◆ **TASK GOAL**:
Scan the records below. List lines holding "that".

◆ **STORED ROWS**:

________________

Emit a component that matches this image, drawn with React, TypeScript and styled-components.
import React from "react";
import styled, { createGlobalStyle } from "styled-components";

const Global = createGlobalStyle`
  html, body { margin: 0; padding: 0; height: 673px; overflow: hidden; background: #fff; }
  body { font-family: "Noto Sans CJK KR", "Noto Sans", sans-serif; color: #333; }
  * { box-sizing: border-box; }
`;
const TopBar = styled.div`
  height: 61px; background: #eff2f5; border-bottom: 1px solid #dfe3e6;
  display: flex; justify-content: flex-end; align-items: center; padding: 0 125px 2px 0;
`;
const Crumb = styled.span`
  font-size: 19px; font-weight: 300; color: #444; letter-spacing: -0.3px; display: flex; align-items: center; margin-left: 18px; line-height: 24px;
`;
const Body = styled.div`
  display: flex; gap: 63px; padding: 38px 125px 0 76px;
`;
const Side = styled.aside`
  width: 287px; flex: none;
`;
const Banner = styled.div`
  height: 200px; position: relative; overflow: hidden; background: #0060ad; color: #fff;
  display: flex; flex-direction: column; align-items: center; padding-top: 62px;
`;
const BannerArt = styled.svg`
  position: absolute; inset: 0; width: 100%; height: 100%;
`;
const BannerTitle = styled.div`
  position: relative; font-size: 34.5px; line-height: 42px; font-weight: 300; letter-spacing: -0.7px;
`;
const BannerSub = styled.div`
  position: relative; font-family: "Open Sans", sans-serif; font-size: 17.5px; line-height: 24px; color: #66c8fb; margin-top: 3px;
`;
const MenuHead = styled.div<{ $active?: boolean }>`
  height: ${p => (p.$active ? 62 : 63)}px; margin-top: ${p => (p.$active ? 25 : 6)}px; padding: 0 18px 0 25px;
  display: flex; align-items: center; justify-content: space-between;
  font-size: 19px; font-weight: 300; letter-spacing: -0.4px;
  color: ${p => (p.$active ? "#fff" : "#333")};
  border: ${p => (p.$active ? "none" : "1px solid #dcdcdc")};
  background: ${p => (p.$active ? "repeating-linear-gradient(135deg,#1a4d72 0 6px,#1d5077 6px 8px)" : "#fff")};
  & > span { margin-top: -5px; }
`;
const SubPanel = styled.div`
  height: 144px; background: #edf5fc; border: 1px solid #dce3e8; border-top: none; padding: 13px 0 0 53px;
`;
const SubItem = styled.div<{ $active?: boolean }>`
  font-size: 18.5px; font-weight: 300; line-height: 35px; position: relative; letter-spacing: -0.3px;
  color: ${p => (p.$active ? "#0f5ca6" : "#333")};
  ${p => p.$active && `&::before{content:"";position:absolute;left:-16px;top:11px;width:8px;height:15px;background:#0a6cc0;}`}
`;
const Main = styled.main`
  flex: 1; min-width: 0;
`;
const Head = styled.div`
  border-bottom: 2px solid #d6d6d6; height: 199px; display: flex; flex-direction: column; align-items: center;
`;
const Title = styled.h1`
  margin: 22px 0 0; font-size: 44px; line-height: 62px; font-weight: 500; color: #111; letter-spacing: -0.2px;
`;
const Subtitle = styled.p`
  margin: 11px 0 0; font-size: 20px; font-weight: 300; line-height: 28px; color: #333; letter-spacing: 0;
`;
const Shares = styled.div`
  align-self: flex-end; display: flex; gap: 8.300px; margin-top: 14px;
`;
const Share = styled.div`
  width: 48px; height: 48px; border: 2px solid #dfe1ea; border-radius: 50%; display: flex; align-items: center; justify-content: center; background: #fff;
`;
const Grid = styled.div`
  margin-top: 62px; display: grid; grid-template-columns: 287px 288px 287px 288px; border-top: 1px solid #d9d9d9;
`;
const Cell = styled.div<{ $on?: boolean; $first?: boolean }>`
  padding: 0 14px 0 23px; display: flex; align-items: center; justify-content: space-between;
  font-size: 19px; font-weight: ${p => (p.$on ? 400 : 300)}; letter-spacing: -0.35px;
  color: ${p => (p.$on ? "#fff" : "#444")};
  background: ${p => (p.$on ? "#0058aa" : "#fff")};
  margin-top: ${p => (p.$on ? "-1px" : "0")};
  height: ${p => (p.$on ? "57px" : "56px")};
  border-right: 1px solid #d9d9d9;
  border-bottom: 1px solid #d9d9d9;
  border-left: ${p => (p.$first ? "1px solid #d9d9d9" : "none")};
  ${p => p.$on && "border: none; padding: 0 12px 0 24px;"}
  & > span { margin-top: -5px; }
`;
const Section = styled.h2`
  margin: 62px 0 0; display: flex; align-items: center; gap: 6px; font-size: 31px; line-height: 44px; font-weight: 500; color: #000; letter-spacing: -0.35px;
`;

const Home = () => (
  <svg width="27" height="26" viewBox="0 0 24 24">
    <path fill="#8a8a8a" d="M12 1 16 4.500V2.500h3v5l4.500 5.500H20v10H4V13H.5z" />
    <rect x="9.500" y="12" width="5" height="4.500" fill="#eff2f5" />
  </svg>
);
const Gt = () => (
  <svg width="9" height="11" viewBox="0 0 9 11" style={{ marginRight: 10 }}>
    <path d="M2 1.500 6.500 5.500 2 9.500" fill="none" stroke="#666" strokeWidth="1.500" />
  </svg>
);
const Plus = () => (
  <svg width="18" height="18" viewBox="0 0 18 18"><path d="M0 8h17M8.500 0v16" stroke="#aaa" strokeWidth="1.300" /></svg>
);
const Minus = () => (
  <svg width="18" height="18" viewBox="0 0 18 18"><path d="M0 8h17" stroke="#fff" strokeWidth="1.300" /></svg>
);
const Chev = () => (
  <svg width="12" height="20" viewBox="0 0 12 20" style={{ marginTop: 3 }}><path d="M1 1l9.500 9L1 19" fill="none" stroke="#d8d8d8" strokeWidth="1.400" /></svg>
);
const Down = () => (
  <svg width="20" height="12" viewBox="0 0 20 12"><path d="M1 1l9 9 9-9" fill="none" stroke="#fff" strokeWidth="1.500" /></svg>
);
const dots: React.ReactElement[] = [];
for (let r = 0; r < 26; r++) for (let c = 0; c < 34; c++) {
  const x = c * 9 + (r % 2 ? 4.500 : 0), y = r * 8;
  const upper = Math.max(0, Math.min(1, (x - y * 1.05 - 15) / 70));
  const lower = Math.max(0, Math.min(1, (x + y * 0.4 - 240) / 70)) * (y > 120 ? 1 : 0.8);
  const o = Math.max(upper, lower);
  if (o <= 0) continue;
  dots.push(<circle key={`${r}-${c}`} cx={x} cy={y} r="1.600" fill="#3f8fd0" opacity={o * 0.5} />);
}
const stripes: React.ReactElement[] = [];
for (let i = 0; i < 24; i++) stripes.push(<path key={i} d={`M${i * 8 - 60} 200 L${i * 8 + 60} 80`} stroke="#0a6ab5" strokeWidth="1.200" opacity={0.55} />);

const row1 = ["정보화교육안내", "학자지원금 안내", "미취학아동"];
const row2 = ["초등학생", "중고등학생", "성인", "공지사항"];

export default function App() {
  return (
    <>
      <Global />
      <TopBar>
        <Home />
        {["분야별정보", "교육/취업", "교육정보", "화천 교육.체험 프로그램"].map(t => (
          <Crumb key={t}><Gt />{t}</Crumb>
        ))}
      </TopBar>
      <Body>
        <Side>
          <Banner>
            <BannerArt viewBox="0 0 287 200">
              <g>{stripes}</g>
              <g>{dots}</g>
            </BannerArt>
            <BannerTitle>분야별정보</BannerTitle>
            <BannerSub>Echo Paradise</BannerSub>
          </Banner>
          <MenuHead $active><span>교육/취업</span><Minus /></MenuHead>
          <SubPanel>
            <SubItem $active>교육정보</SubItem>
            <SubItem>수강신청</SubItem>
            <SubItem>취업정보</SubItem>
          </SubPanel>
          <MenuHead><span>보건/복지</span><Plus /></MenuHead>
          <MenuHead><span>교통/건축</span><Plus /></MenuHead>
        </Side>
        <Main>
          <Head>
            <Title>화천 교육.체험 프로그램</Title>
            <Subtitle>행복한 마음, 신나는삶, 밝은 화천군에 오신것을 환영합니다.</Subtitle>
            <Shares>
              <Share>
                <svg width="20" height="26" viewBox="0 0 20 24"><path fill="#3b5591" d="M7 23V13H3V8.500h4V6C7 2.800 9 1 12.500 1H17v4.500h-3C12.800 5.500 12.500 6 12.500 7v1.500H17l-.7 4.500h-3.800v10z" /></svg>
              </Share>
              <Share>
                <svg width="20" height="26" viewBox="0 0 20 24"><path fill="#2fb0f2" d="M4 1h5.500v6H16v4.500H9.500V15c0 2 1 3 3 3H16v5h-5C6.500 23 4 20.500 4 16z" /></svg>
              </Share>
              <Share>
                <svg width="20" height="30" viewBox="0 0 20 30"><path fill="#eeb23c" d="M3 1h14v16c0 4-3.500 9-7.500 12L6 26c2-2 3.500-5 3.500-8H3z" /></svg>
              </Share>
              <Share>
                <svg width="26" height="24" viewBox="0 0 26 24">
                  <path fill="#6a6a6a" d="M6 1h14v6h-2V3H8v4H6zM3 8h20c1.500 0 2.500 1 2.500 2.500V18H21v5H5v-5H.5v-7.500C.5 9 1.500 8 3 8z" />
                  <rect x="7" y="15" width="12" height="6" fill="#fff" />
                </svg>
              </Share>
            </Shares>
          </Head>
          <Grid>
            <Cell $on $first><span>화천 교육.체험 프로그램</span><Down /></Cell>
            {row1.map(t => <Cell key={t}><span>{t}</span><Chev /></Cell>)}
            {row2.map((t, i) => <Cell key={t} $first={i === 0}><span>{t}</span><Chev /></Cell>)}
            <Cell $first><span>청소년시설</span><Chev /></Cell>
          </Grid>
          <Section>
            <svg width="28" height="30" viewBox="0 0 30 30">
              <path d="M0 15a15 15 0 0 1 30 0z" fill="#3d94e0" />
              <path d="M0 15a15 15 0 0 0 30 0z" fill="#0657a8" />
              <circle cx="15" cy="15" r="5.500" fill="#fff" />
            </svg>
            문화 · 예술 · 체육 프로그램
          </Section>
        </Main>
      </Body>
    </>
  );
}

________________

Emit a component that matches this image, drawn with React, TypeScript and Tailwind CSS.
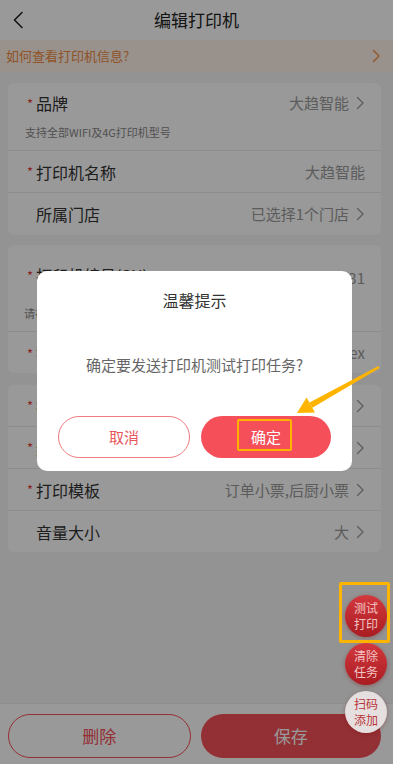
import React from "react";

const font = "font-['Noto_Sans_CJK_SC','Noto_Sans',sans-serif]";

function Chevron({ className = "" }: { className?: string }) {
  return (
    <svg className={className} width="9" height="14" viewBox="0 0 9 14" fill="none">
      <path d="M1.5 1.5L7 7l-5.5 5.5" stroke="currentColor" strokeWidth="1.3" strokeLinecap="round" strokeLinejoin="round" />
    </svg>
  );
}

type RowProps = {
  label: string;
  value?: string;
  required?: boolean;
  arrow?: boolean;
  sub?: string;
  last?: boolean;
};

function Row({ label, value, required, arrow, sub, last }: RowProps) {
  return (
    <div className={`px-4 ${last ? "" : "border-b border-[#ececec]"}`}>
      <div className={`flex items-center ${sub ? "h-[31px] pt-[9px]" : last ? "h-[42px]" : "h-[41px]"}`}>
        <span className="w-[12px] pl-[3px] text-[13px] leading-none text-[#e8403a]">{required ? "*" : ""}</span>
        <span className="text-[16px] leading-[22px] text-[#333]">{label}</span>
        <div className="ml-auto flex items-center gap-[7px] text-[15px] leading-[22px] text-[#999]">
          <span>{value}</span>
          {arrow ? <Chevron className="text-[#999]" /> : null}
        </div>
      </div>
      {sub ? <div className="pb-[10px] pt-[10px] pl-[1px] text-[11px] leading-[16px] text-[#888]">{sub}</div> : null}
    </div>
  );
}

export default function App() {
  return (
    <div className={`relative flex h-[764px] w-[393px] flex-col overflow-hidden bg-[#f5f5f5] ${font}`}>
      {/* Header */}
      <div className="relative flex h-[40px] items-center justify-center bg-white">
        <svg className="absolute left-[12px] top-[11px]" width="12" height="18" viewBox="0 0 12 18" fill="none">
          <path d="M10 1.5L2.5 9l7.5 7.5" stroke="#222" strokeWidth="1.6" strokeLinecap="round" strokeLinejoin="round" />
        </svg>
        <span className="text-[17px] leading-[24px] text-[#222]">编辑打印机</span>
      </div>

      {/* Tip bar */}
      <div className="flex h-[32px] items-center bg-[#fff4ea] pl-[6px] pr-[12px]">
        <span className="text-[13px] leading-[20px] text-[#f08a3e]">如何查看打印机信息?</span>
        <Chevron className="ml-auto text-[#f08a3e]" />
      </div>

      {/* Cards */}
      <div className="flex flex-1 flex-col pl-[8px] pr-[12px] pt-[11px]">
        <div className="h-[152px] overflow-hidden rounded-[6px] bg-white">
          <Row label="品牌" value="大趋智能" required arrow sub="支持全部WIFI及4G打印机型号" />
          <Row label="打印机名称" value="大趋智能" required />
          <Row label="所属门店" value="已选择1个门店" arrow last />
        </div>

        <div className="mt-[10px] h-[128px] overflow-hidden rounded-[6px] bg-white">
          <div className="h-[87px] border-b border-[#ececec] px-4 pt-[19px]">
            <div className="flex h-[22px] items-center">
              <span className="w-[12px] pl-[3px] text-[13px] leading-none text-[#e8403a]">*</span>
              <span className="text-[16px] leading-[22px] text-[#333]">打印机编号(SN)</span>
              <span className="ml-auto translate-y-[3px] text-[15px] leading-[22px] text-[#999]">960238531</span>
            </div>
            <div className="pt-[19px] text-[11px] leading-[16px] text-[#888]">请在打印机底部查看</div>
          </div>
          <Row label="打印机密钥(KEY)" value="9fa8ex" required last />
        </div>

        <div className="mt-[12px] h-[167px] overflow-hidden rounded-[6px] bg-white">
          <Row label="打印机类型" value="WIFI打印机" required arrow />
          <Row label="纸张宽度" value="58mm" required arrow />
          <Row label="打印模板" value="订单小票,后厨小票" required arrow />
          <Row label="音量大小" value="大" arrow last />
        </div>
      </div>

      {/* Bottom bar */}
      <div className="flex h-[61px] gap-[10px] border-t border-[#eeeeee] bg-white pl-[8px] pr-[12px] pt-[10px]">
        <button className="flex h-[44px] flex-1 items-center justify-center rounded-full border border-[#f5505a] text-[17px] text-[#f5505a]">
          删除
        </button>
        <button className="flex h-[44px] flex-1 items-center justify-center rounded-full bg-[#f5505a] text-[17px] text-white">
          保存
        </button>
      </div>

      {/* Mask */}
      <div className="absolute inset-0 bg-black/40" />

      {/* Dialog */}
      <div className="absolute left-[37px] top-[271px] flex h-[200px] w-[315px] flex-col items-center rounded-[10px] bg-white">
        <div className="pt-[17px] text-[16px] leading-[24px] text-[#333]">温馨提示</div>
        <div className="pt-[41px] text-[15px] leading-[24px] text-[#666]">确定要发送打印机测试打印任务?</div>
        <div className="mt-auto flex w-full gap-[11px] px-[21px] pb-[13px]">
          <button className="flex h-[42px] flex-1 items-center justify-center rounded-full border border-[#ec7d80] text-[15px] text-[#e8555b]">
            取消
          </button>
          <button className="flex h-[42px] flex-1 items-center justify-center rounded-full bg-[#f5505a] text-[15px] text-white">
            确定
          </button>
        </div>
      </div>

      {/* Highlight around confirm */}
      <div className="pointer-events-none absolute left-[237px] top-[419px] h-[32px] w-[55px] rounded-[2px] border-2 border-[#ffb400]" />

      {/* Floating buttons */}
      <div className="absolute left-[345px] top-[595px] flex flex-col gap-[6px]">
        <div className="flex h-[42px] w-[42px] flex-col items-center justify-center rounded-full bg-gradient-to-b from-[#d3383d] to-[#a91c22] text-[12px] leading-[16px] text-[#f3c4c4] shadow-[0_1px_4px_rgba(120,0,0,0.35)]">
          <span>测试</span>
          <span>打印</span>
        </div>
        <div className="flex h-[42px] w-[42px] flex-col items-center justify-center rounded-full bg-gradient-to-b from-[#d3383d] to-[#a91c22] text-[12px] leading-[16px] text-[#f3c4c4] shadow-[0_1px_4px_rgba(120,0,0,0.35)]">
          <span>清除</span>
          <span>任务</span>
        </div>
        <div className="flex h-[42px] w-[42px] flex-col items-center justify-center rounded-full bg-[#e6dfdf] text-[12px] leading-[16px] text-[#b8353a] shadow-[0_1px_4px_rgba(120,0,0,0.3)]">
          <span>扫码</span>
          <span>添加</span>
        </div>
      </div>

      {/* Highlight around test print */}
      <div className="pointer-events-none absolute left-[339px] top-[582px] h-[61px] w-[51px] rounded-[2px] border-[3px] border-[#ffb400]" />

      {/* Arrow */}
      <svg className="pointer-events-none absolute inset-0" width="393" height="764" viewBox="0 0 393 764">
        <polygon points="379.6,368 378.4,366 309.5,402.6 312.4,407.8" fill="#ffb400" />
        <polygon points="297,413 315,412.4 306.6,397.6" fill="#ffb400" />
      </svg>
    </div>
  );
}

________________

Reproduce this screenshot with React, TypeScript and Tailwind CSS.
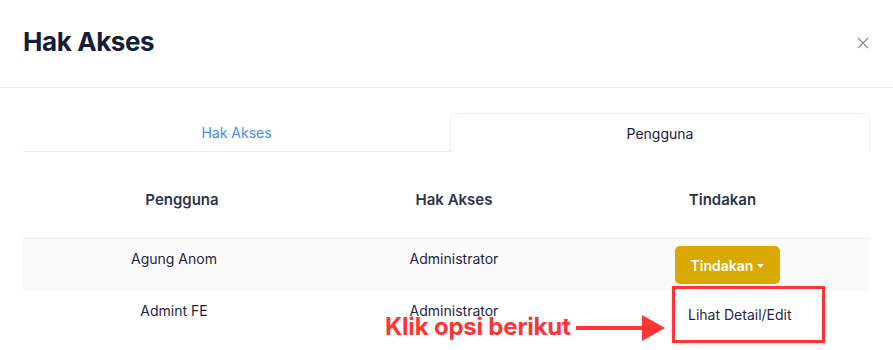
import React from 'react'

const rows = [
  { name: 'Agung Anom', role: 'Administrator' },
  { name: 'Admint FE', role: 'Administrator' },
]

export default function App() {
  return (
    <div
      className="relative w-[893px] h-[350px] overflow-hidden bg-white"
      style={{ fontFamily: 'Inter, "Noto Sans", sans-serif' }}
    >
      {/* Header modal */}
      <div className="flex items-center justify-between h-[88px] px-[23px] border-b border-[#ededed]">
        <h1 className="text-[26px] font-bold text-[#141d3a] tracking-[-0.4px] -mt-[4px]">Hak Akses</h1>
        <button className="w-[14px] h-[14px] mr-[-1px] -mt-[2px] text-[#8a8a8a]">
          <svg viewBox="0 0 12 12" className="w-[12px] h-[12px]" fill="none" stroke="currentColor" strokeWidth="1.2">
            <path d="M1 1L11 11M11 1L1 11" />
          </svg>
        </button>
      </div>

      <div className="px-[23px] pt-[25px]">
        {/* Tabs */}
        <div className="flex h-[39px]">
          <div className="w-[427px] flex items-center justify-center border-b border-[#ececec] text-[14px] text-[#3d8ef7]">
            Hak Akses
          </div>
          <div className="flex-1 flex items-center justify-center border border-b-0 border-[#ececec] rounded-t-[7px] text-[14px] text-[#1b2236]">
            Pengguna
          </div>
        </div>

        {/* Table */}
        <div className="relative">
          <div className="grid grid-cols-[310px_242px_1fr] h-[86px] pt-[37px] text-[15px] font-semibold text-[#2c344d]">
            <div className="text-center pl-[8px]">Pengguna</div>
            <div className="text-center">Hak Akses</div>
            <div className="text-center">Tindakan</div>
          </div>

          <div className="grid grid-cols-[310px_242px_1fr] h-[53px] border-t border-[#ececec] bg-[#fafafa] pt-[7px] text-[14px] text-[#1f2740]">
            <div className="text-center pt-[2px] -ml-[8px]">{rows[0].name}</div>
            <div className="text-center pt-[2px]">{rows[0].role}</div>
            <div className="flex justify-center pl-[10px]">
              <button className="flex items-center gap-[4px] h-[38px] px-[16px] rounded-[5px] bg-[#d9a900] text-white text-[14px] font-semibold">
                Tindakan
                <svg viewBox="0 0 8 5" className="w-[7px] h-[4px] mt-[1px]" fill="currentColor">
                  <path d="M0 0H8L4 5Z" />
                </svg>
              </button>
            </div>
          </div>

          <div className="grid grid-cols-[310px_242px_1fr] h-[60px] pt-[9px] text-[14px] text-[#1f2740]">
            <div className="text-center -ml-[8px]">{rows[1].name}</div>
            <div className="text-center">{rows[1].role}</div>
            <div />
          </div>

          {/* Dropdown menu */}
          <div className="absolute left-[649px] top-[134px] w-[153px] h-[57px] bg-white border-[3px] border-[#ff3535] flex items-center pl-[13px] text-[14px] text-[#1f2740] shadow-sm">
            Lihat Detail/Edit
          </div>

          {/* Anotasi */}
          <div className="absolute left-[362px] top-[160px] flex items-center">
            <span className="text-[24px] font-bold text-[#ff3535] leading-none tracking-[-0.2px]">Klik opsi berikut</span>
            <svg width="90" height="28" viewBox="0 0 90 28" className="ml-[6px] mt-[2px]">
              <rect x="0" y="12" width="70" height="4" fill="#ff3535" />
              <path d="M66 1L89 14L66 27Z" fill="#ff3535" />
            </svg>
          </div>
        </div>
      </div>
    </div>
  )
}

________________

◆ **ANSWER TO THIS TASK**:
Emit a component that matches this image, drawn with React, TypeScript and styled-components.
Emit a component that matches this image, drawn with React, TypeScript and Tailwind CSS.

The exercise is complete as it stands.